BAILII [Home] [Databases] [World Law] [Multidatabase Search] [Help] [Feedback]

Abu Dhabi Global Market judgments (Court of First Instance)


You are here: BAILII >> Databases >> Abu Dhabi Global Market judgments (Court of First Instance) >> Karin Berardo v Stumpf Energy Limited [2018] ADGMCFI 0001 (01 May 2018)
URL: http://www.bailii.org/ae/cases/ADGMCFI/2018/1.html
Cite as: [2018] ADGMCFI 1, [2018] ADGMCFI 0001

[New search] [Printable PDF version] [Help]


COURT OF FIRST INSTANCE

EMPLOYMENT DIVISION

 

BETWEEN

 

 

 

KARIN BERARDO

 

CLAIMANT

 

AND

 

STUMPF ENERGY LIMITED

 

DEFENDANT

 

 

 

JUDGMENT ON APPLICATION FOR STAY AND COSTS


 

Neutral Citation:

[2018] ADGMCFI 0001

Before:

His Honour Justice Sir Michael Burton

Decision Date:

20 April 2018

Decision:

1.       The Defendant’s Application is adjourned, and may not be reinstated until after 28 May 2018.

 

2.       By 4.00 pm (UAE time) on 4 May 2018, the Defendant is to pay to the Claimant 50% of the Claimant’s reasonable costs of the Defendant’s Application, summarily assessed in the sum of US$20,000.

 

3.       The balance of 50% of the Claimant’s costs and 50% of the Defendant’s costs are to be costs in the case. 

Hearing Date(s):

20 April 2018

Date of Orders:

20 April 2018

Catchwords:

Stay of proceedings; parallel criminal proceedings in onshore courts; costs

Case Number:

ADGMCFI-2017-004

Parties and representation:

Mr. Timothy Killen instructed by Al Tamimi & Company for the Claimant
Mr. James Wynne instructed by DLA Piper Middle East LLP for the Defendant

 

JUDGMENT:

1.                   I shall deal with costs in a moment.  I am going to adjourn the application on the basis that it cannot be restored until after May 28th.  I am doing this on two bases but they both come together, namely that the decision which I am making has become academic for two reasons. First it is apparent that the Respondent is not today seeking to adjourn the case, and therefore for me to decide whether they could have pursued it, had they wanted to or had they pressed it, is an academic question.  Of course, there are many cases, particularly where costs are involved, where the Court will decide such a question, but it is nevertheless academic where a stay is no longer being sought. 

2.                   More important, however, in my view, is that it is academic because, as of now, we have no idea whether there will be parallel civil and criminal cases going forward.  I entirely understand the concept that one wants to avoid having different courts deciding the same questions, possibly on the same evidence, particularly where this Court has both the exclusive jurisdiction to try the case and the proper law by reference to which to try it which the parties have agreed is a term of their employment.

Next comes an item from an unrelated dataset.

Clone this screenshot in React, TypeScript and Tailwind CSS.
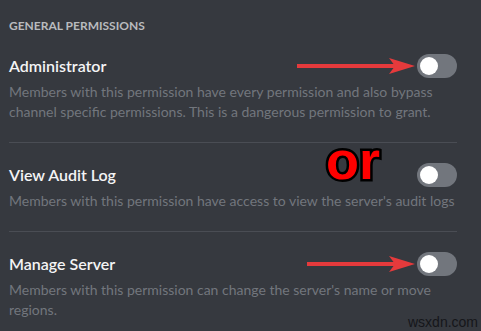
import React from "react";

const perms = [
  {
    title: "Administrator",
    description:
      "Members with this permission have every permission and also bypass channel specific permissions. This is a dangerous permission to grant.",
    arrow: true,
  },
  {
    title: "View Audit Log",
    description: "Members with this permission have access to view the server's audit logs",
    arrow: false,
  },
  {
    title: "Manage Server",
    description: "Members with this permission can change the server's name or move regions.",
    arrow: true,
  },
];

function Toggle() {
  return (
    <div className="w-[40px] h-[24px] rounded-full bg-[#72767d] flex items-center px-[3px] shrink-0">
      <div className="w-[18px] h-[18px] rounded-full bg-white" />
    </div>
  );
}

function Arrow({ width }: { width: number }) {
  return (
    <svg width={width} height="18" viewBox={`0 0 ${width} 18`} className="shrink-0">
      <rect x="0" y="7" width={width - 20} height="4" fill="#e53a3c" />
      <path d={`M${width - 26} 1 L${width} 9 L${width - 26} 17 L${width - 20} 9 Z`} fill="#e53a3c" />
    </svg>
  );
}

export default function App() {
  return (
    <div className="relative w-[481px] h-[331px] overflow-hidden bg-[#36393f] pl-[9px] pr-[24px] pt-[18px] font-['Lato','Open_Sans',sans-serif]">
      <div className="text-[12px] leading-[16px] font-bold uppercase text-[#b9bbbe] mb-[20px]">
        General Permissions
      </div>
      {perms.map((p, i) => (
        <div key={p.title} className={i < perms.length - 1 ? "pb-[20px] mb-[20px] border-b border-[#4a4d54]" : ""}>
          <div className="h-[24px] flex items-center">
            <div className="flex-1 text-[16px] font-semibold text-[#f4f4f5]">{p.title}</div>
            {p.arrow && (
              <div className="mr-[2px]">
                <Arrow width={i === 0 ? 118 : 108} />
              </div>
            )}
            <Toggle />
          </div>
          <div className="mt-[4px] text-[14px] leading-[20px] text-[#72767d]">{p.description}</div>
        </div>
      ))}
      <div
        className="absolute left-[326px] top-[133px] text-[54px] font-bold leading-none text-[#ff0000] font-['Liberation_Sans',Arial,sans-serif]"
        style={{ WebkitTextStroke: "5px #000", paintOrder: "stroke fill" }}
      >
        or
      </div>
      <div className="absolute left-[408px] top-[313px] text-[14px] leading-[18px] text-[#15161a] font-['Liberation_Sans',Arial,sans-serif]">
        wsxdn.com
      </div>
    </div>
  );
}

3.                   So as of now, it is important to consider whether there might be a conflict between the criminal court and the civil court. But we do not know whether that will be the case, because as of now it is, as Mr Wynne has accepted, indeed as he said himself, entirely possible that the Claimant will decide not to attend on 28 May.  If she decides not to attend on 28 May, then, as I understand it, and as Mr Wynne has put it to me, the overwhelming probability is that there will then be some kind of default judgment, and there will not be two ongoing parallel cases, with the potential for conflicting decisions in the two jurisdictions or the two courts because the criminal case will not be proceeding.

4.                   Then the interesting question would be what, if any, would be the effect upon my jurisdiction or my conclusions in hearing the matter, where one of the parties before me may have been found criminally liable in default, or in her absence, in respect of some part of the case.  The question whether that would have any effect on my judgment would have to be decided, but it is not the same question as stopping two cases running in parallel.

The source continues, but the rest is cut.